I am having a hard time relating integration with Fourier series. Basically, I just get lost where there is an exponential in the integration to convert into the frequency domain. If someone can explain it to me like I have only taken basic Calculus that would be appreciated.

A related concept would be why there is an exponential in cosine and sine (Euler).

Answer 1

The function in the frequency domain is characterized by this sum (discrete): $$\sum_{\omega=-\infty}^{+\infty} A(\omega)cos(2\pi\omega t)$$

Or with this integral (continuous): $$\int_{-\infty}^{+\infty} A(\omega)cos(2\pi\omega t)d\omega$$

Where $A(\omega)$ is the module. So, in discrete case we have a function represents like: $$f(t)=A_1cos(2\pi t)+A_2cos(4\pi t)+A_3cos(6\pi t)+...$$

With $A_1,A_2$, etc, that depend on the function represented.

A better, and more legible way to see this formula, is using the Euler's Formula:

$$e^{jt}=cost+jsint$$

where $j=\sqrt{-1}$, $e$ is the base of the natural logarithm.

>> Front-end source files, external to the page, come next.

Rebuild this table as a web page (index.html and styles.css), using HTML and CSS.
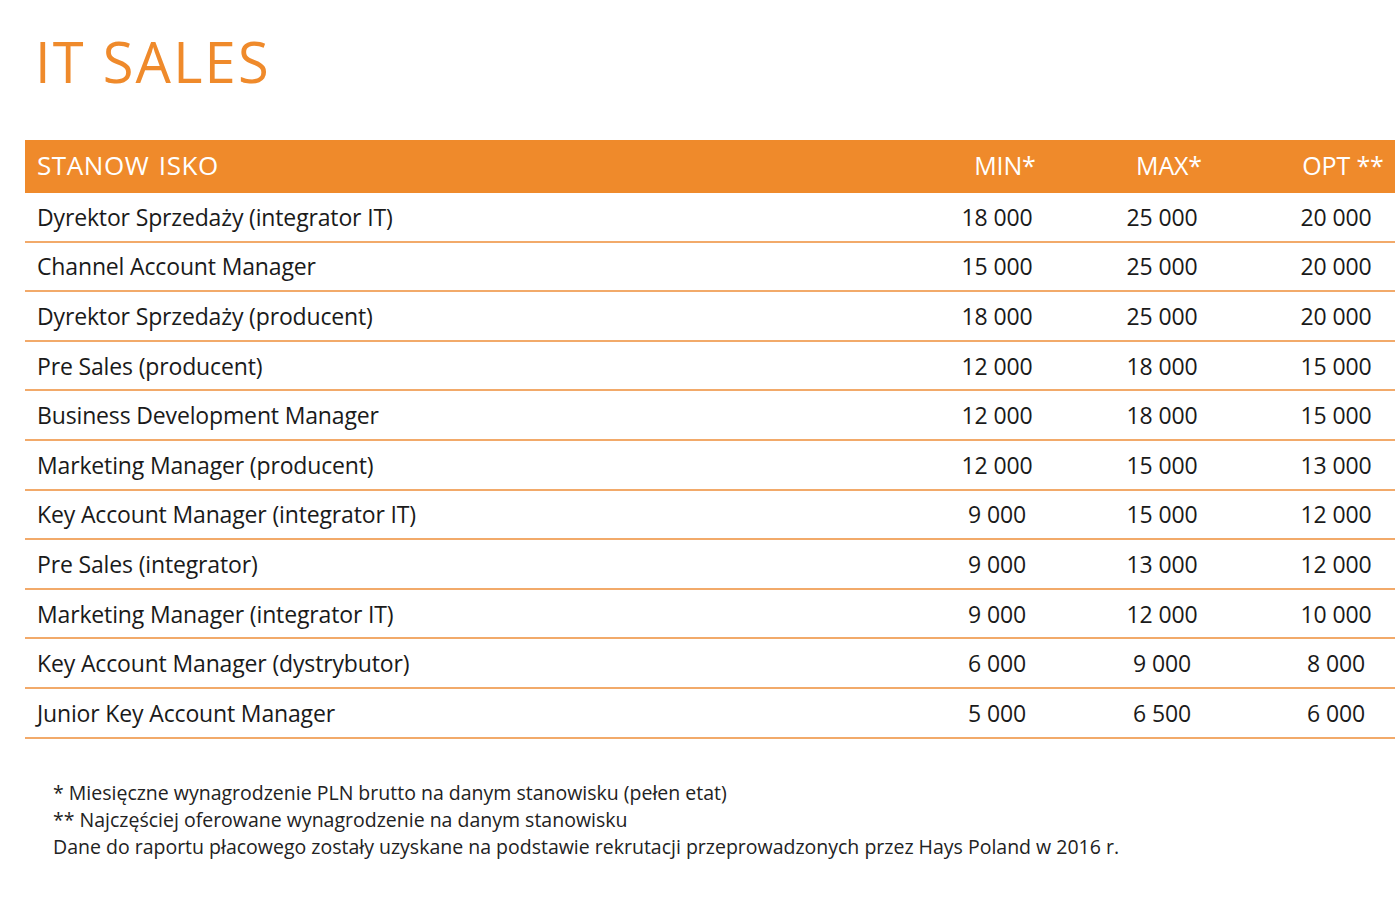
FILE: index.html
```html
<!DOCTYPE html>
<html lang="pl">
<head>
<meta charset="utf-8">
<title>IT Sales</title>
<link rel="stylesheet" href="styles.css">
</head>
<body>
<div class="page">
  <h1 class="title">IT SALES</h1>
  <div class="table">
    <div class="row head">
      <div class="name">STANOW ISKO</div>
      <div class="num min">MIN*</div>
      <div class="num max">MAX*</div>
      <div class="num opt">OPT **</div>
    </div>
    <div class="row"><div class="name">Dyrektor Sprzedaży (integrator IT)</div><div class="num">18 000</div><div class="num">25 000</div><div class="num">20 000</div></div>
    <div class="row"><div class="name">Channel Account Manager</div><div class="num">15 000</div><div class="num">25 000</div><div class="num">20 000</div></div>
    <div class="row"><div class="name">Dyrektor Sprzedaży (producent)</div><div class="num">18 000</div><div class="num">25 000</div><div class="num">20 000</div></div>
    <div class="row"><div class="name">Pre Sales (producent)</div><div class="num">12 000</div><div class="num">18 000</div><div class="num">15 000</div></div>
    <div class="row"><div class="name">Business Development Manager</div><div class="num">12 000</div><div class="num">18 000</div><div class="num">15 000</div></div>
    <div class="row"><div class="name">Marketing Manager (producent)</div><div class="num">12 000</div><div class="num">15 000</div><div class="num">13 000</div></div>
    <div class="row"><div class="name">Key Account Manager (integrator IT)</div><div class="num">9 000</div><div class="num">15 000</div><div class="num">12 000</div></div>
    <div class="row"><div class="name">Pre Sales (integrator)</div><div class="num">9 000</div><div class="num">13 000</div><div class="num">12 000</div></div>
    <div class="row"><div class="name">Marketing Manager (integrator IT)</div><div class="num">9 000</div><div class="num">12 000</div><div class="num">10 000</div></div>
    <div class="row"><div class="name">Key Account Manager (dystrybutor)</div><div class="num">6 000</div><div class="num">9 000</div><div class="num">8 000</div></div>
    <div class="row"><div class="name">Junior Key Account Manager</div><div class="num">5 000</div><div class="num">6 500</div><div class="num">6 000</div></div>
  </div>
  <div class="notes">
    <p>* Miesięczne wynagrodzenie PLN brutto na danym stanowisku (pełen etat)</p>
    <p>** Najczęściej oferowane wynagrodzenie na danym stanowisku</p>
    <p>Dane do raportu płacowego zostały uzyskane na podstawie rekrutacji przeprowadzonych przez Hays Poland w 2016 r.</p>
  </div>
</div>
</body>
</html>
```
FILE: styles.css
```css
html, body {
  margin: 0;
  padding: 0;
  background: #ffffff;
}
body {
  font-family: "Open Sans", "Noto Sans", sans-serif;
  color: #1a1a1a;
}
.page {
  width: 1400px;
  height: 908px;
  padding: 0 5px 0 25px;
  box-sizing: border-box;
}
.title {
  margin: 0;
  padding: 28px 0 0 10px;
  height: 112px;
  box-sizing: border-box;
  font-weight: 400;
  font-size: 56px;
  line-height: 66px;
  letter-spacing: 2.2px;
  color: #ef8a2b;
}
.table {
  display: flex;
  flex-direction: column;
}
.row {
  display: grid;
  grid-template-columns: 1fr 100px 230px 118px;
  align-items: center;
  height: 49.6px;
  box-sizing: border-box;
  border-bottom: 2px solid #f2aa6a;
  font-size: 23px;
  letter-spacing: -0.15px;
}
.row.head {
  height: 53px;
  background: #ef8a2b;
  color: #ffffff;
  border-bottom: none;
  font-size: 25px;
  margin-top: 28px;
  padding-bottom: 4px;
}
.name {
  padding-left: 12px;
  white-space: nowrap;
}
.head .name {
  font-size: 26px;
  letter-spacing: 0.6px;
  word-spacing: 2px;
}
.num {
  text-align: center;
  white-space: nowrap;
}
.head .min { padding-left: 16px; }
.head .max { padding-left: 14px; }
.head .opt { padding-left: 14px; }
.notes {
  padding: 40px 0 0 28px;
  font-size: 19.5px;
  line-height: 27px;
  color: #222222;
}
.notes p {
  margin: 0;
}
```
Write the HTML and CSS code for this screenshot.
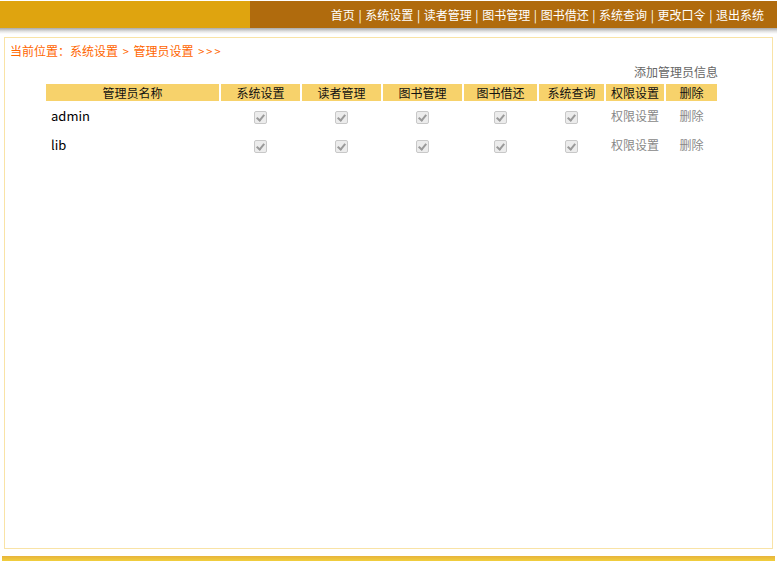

So, you can see that from an exponential we can represent harmonics.

Answer 2

The taylor series for $f(x) = e^x$ also converges for complex $x$. And for real $\theta$ there's Euler's identity: $e^{i\theta} = \cos(\theta) + i\sin(\theta)$. That's why the exponential appears in the integral - because of its relation to $\sin$ and $\cos$.